Show there is a bijection between $R^n\ and\ R^N$

elementary-set-theoryfunctionsproof-verification

Let $N=\{1,2,3,…,n\}$, show there is a bijection between $R^n\ and\ R^N$

Define $f: R^n \rightarrow R^N$ by $f(x_1,..,x_n)=g_{(x_1,…x_n)}$ where the n-tuple is an element of $R^n$ and $g_{(x_1,…x_n)}:N \rightarrow \mathbb{R}$ is defined by:

$g_{(x_1,…x_n)}(i)=x_{i}$ for $i \in N$

What I want is g to map the elements in N to the corresponding real number in the n-tuple. But I'm not sure that I can define g in this way.

But if I can here is my proof this is injective.

Suppose $(x_1,…x_n) \neq (y_1,…y_n)$ then there is at least one $i \in N$ such that $x_i \neq y_i$.

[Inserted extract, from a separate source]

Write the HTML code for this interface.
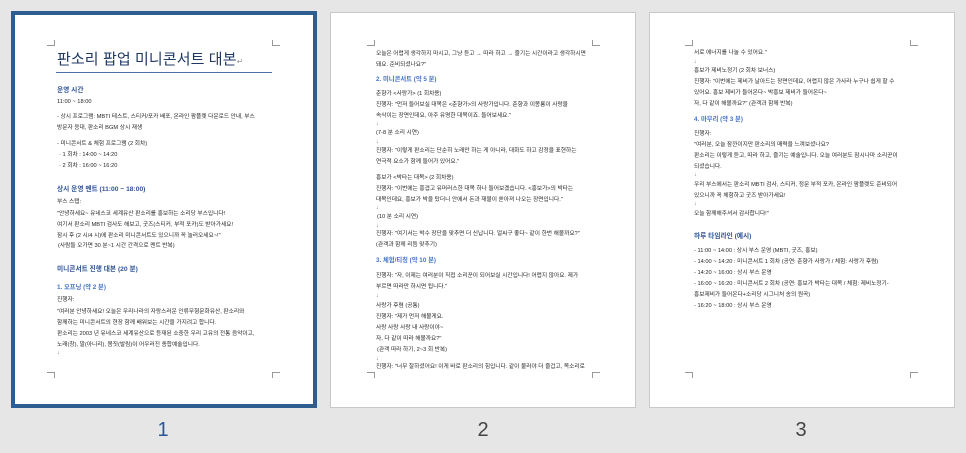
<!DOCTYPE html>
<html><head><meta charset="utf-8"><style>
*{margin:0;padding:0;box-sizing:border-box}
body{width:966px;height:453px;background:#e6e6e6;position:relative;overflow:hidden;font-family:"Liberation Sans","Noto Sans CJK KR",sans-serif}
.pg{position:absolute;background:#fff;border:1px solid #c8c8c8}
.sel{position:absolute;left:11px;top:11px;width:306px;height:397px;border:4px solid #2e5d91;background:#fff}
.t{position:absolute;font-size:5.7px;line-height:8px;color:#262626;white-space:nowrap}
.h{position:absolute;font-size:6.7px;line-height:9px;font-weight:bold;color:#2f5496;white-space:nowrap}
.h2{position:absolute;font-size:6.3px;line-height:9px;font-weight:bold;color:#4472c4;white-space:nowrap}
.c{position:absolute;width:8px;height:6px;border-color:#999;border-style:solid;border-width:0}
.n{position:absolute;top:418px;font-size:20px;line-height:24px;color:#444;width:40px;text-align:center}
.a{color:#888}
</style></head><body>
<div class="sel"></div>
<div class="pg" style="left:330px;top:12px;width:306px;height:396px"></div>
<div class="pg" style="left:649px;top:12px;width:306px;height:396px"></div>

<div class="c" style="left:47px;top:40px;border-right-width:1px;border-bottom-width:1px"></div>
<div class="c" style="left:272px;top:40px;border-left-width:1px;border-bottom-width:1px"></div>
<div class="c" style="left:47px;top:372px;border-right-width:1px;border-top-width:1px"></div>
<div class="c" style="left:272px;top:372px;border-left-width:1px;border-top-width:1px"></div>
<div class="c" style="left:367px;top:40px;border-right-width:1px;border-bottom-width:1px"></div>
<div class="c" style="left:592px;top:40px;border-left-width:1px;border-bottom-width:1px"></div>
<div class="c" style="left:367px;top:372px;border-right-width:1px;border-top-width:1px"></div>
<div class="c" style="left:592px;top:372px;border-left-width:1px;border-top-width:1px"></div>
<div class="c" style="left:685px;top:40px;border-right-width:1px;border-bottom-width:1px"></div>
<div class="c" style="left:910px;top:40px;border-left-width:1px;border-bottom-width:1px"></div>
<div class="c" style="left:685px;top:372px;border-right-width:1px;border-top-width:1px"></div>
<div class="c" style="left:910px;top:372px;border-left-width:1px;border-top-width:1px"></div>

<!-- page 1 -->
<div style="position:absolute;left:57px;top:50px;font-size:15px;line-height:20px;color:#1f3864;white-space:nowrap;letter-spacing:0.1px">판소리 팝업 미니콘서트 대본<span style="font-size:8px;color:#999">↵</span></div>
<div style="position:absolute;left:56px;top:72px;width:216px;height:1px;background:#4a70a8"></div>
<div class="h" style="left:57px;top:86px">운영 시간</div>
<div class="t" style="left:57px;top:98px">11:00 ~ 18:00</div>
<div class="t" style="left:57px;top:113px">- 상시 프로그램: MBTI 테스트, 스티커/포카 배포, 온라인 팜플렛 다운로드 안내, 부스</div>
<div class="t" style="left:57px;top:124px">방문자 응대, 판소리 BGM 상시 재생</div>
<div class="t" style="left:57px;top:140px">- 미니콘서트 &amp; 체험 프로그램 (2 회차)</div>
<div class="t" style="left:59px;top:151px">· 1 회차 : 14:00 ~ 14:20</div>
<div class="t" style="left:59px;top:162px">· 2 회차 : 16:00 ~ 16:20</div>
<div class="h" style="left:57px;top:185px">상시 운영 멘트 (11:00 ~ 18:00)</div>
<div class="t" style="left:57px;top:198px">부스 스탭:</div>
<div class="t" style="left:57px;top:210px">"안녕하세요~ 유네스코 세계유산 판소리를 홍보하는 소리당 부스입니다!</div>
<div class="t" style="left:57px;top:221px">여기서 판소리 MBTI 검사도 해보고, 굿즈(스티커, 부적 포카)도 받아가세요!</div>
<div class="t" style="left:57px;top:232px">잠시 후 (2 시/4 시)에 판소리 미니콘서트도 있으니까 꼭 놀러오세요~!"</div>
<div class="t" style="left:58px;top:242px">(사람들 오가면 30 분~1 시간 간격으로 멘트 반복)</div>
<div class="h" style="left:57px;top:265px">미니콘서트 진행 대본 (20 분)</div>
<div class="h2" style="left:57px;top:283px">1. 오프닝 (약 2 분)</div>
<div class="t" style="left:57px;top:296px">진행자:</div>
<div class="t" style="left:57px;top:308px">"여러분 안녕하세요! 오늘은 우리나라의 자랑스러운 인류무형문화유산, 판소리와</div>
<div class="t" style="left:57px;top:319px">함께하는 미니콘서트의 현장 함께 배워보는 시간을 가지려고 합니다.</div>
<div class="t" style="left:57px;top:330px">판소리는 2003 년 유네스코 세계유산으로 등재된 소중한 우리 고유의 전통 음악이고,</div>
<div class="t" style="left:57px;top:341px">노래(창), 말(아니리), 몸짓(발림)이 어우러진 종합예술입니다.</div>
<div class="t a" style="left:57px;top:349px">↓</div>

<!-- page 2 -->
<div class="t" style="left:376px;top:50px">오늘은 어렵게 생각하지 마시고, 그냥 듣고 → 따라 하고 → 즐기는 시간이라고 생각하시면</div>
<div class="t" style="left:376px;top:61px">돼요. 준비되셨나요?"</div>
<div class="h2" style="left:376px;top:75px">2. 미니콘서트 (약 5 분)</div>
<div class="t" style="left:376px;top:90px">춘향가 &lt;사랑가&gt; (1 회차용)</div>
<div class="t" style="left:376px;top:101px">진행자: "먼저 들어보실 대목은 &lt;춘향가&gt;의 사랑가입니다. 춘향과 이몽룡이 사랑을</div>
<div class="t" style="left:376px;top:112px">속삭이는 장면인데요, 아주 유명한 대목이죠. 들어보세요."</div>
<div class="t a" style="left:376px;top:120px">↓</div>
<div class="t" style="left:376px;top:129px">(7-8 분 소리 시연)</div>
<div class="t a" style="left:376px;top:138px">↓</div>
<div class="t" style="left:376px;top:147px">진행자: "이렇게 판소리는 단순히 노래만 하는 게 아니라, 대화도 하고 감정을 표현하는</div>
<div class="t" style="left:376px;top:158px">연극적 요소가 함께 들어가 있어요."</div>
<div class="t" style="left:376px;top:174px">흥보가 &lt;박타는 대목&gt; (2 회차용)</div>
<div class="t" style="left:376px;top:185px">진행자: "이번에는 흥겹고 유머러스한 대목 하나 들어보겠습니다. &lt;흥보가&gt;의 박타는</div>
<div class="t" style="left:376px;top:196px">대목인데요, 흥보가 박을 탔더니 안에서 돈과 재물이 쏟아져 나오는 장면입니다."</div>
<div class="t a" style="left:376px;top:204px">↓</div>
<div class="t" style="left:377px;top:213px">(10 분 소리 시연)</div>
<div class="t a" style="left:376px;top:222px">↓</div>
<div class="t" style="left:376px;top:230px">진행자: "여기서는 박수 장단을 맞추면 더 신납니다. 얼씨구 좋다~ 같이 한번 해볼까요?"</div>
<div class="t" style="left:376px;top:241px">(관객과 함께 리듬 맞추기)</div>
<div class="h2" style="left:376px;top:256px">3. 체험/티칭 (약 10 분)</div>
<div class="t" style="left:376px;top:272px">진행자: "자, 이제는 여러분이 직접 소리꾼이 되어보실 시간입니다! 어렵지 않아요. 제가</div>
<div class="t" style="left:376px;top:283px">부르면 따라만 하시면 됩니다."</div>
<div class="t a" style="left:376px;top:292px">↓</div>
<div class="t" style="left:376px;top:302px">사랑가 후렴 (공통)</div>
<div class="t" style="left:376px;top:313px">진행자: "제가 먼저 해볼게요.</div>
<div class="t" style="left:376px;top:324px">사랑 사랑 사랑 내 사랑이야~</div>
<div class="t" style="left:376px;top:335px">자, 다 같이 따라 해볼까요?"</div>
<div class="t" style="left:377px;top:346px">(관객 따라 하기, 2~3 회 반복)</div>
<div class="t a" style="left:376px;top:355px">↓</div>
<div class="t" style="left:376px;top:363px">진행자: "너무 잘하셨어요! 이게 바로 판소리의 힘입니다. 같이 불러야 더 즐겁고, 목소리로</div>

<!-- page 3 -->
<div class="t" style="left:694px;top:49px">서로 에너지를 나눌 수 있어요."</div>
<div class="t a" style="left:694px;top:58px">↓</div>
<div class="t" style="left:694px;top:67px">흥보가 제비노정기 (2 회차 보너스)</div>
<div class="t" style="left:694px;top:78px">진행자: "이번에는 제비가 날아드는 장면인데요, 어렵지 않은 가사라 누구나 쉽게 할 수</div>
<div class="t" style="left:694px;top:89px">있어요. 흥보 제비가 들어온다~ 박흥보 제비가 들어온다~</div>
<div class="t" style="left:694px;top:100px">자, 다 같이 해볼까요?" (관객과 함께 반복)</div>
<div class="h2" style="left:694px;top:115px">4. 마무리 (약 3 분)</div>
<div class="t" style="left:694px;top:130px">진행자:</div>
<div class="t" style="left:694px;top:141px">"여러분, 오늘 잠깐이지만 판소리의 매력을 느껴보셨나요?</div>
<div class="t" style="left:694px;top:152px">판소리는 이렇게 듣고, 따라 하고, 즐기는 예술입니다. 오늘 여러분도 잠시나마 소리꾼이</div>
<div class="t" style="left:694px;top:163px">되셨습니다.</div>
<div class="t a" style="left:694px;top:171px">↓</div>
<div class="t" style="left:694px;top:181px">우리 부스에서는 판소리 MBTI 검사, 스티커, 정문 부적 포카, 온라인 팜플렛도 준비되어</div>
<div class="t" style="left:694px;top:192px">있으니까 꼭 체험하고 굿즈 받아가세요!</div>
<div class="t a" style="left:694px;top:200px">↓</div>
<div class="t" style="left:694px;top:210px">오늘 함께해주셔서 감사합니다!"</div>
<div class="h" style="left:694px;top:232px">하루 타임라인 (예시)</div>
<div class="t" style="left:694px;top:247px">- 11:00 ~ 14:00 : 상시 부스 운영 (MBTI, 굿즈, 홍보)</div>
<div class="t" style="left:694px;top:258px">- 14:00 ~ 14:20 : 미니콘서트 1 회차 (공연: 춘향가 사랑가 / 체험: 사랑가 후렴)</div>
<div class="t" style="left:694px;top:269px">- 14:20 ~ 16:00 : 상시 부스 운영</div>
<div class="t" style="left:694px;top:280px">- 16:00 ~ 16:20 : 미니콘서트 2 회차 (공연: 흥보가 박타는 대목 / 체험: 제비노정기-</div>
<div class="t" style="left:694px;top:291px">흥보제비가 들어온다+소리당 시그니처 송의 원곡)</div>
<div class="t" style="left:694px;top:302px">- 16:20 ~ 18:00 : 상시 부스 운영</div>

<div class="n" style="left:143px;color:#2f5496">1</div>
<div class="n" style="left:463px">2</div>
<div class="n" style="left:781px">3</div>
</body></html>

Then the function $g_{(x_1,…x_n)}(i)=x_i \neq y_i=g_{(y_1,…y_n)}$ for some $i \in N$

Since $f(x_1,..,x_n)=g_{(x_1,…x_n)}$ then $f(x_1,…,x_n)\neq f(y_1,…,y_n)$

My issue and why I think this doesn't work is because when I want to prove this is surjective, I want to prove that for any g, there is an n-tuple s.t $g=g_{(x_1,…,x_n)}$ but the way I've defined g seems to make it depend upon this tuple already existing.

Best Answer

You don't have to worry too much about the tuple existing. You're looking at $\mathbb{R}^n$, which is the set of all $n$-tuples with real numbers in every entry. You are completely free to choose which real numbers to put in all $n$ entries.

If you look at the map $g \mapsto (g(1), g(2), \ldots, g(n))$, then this is a well-defined map from $\mathbb{R}^N$ to $\mathbb{R}^n$, and I think you'll find that it's the inverse of $f$.